─── INFORMATION GIVEN

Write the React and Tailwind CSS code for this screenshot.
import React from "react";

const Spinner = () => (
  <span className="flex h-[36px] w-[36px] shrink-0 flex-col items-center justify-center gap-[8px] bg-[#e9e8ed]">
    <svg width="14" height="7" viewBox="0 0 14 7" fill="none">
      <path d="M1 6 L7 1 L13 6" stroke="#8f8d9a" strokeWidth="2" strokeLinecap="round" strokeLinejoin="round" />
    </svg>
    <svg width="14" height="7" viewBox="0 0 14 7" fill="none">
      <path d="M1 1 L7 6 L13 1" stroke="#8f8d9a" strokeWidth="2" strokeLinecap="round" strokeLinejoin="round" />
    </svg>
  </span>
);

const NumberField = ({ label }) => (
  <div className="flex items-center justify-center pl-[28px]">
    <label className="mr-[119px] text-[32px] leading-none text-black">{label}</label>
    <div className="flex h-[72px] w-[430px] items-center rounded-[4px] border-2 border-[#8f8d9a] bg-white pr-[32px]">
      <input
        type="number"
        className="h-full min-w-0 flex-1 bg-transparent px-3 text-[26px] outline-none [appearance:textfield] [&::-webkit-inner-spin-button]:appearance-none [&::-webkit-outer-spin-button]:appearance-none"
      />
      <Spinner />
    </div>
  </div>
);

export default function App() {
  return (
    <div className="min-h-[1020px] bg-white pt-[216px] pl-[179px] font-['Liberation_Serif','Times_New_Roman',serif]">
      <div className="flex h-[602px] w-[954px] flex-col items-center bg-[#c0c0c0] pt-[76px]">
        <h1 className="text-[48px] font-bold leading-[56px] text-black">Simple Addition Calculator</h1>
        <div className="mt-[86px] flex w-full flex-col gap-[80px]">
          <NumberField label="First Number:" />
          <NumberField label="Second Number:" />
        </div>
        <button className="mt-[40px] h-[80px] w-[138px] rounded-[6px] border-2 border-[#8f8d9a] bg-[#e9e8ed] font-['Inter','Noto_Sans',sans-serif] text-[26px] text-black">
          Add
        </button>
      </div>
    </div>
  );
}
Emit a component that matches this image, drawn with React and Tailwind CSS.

──────

**CHALLENGE:** For the listing above, give the number of lines in which the string "this" occurs, and nothing else.

**EXPECTED ANSWER:** 2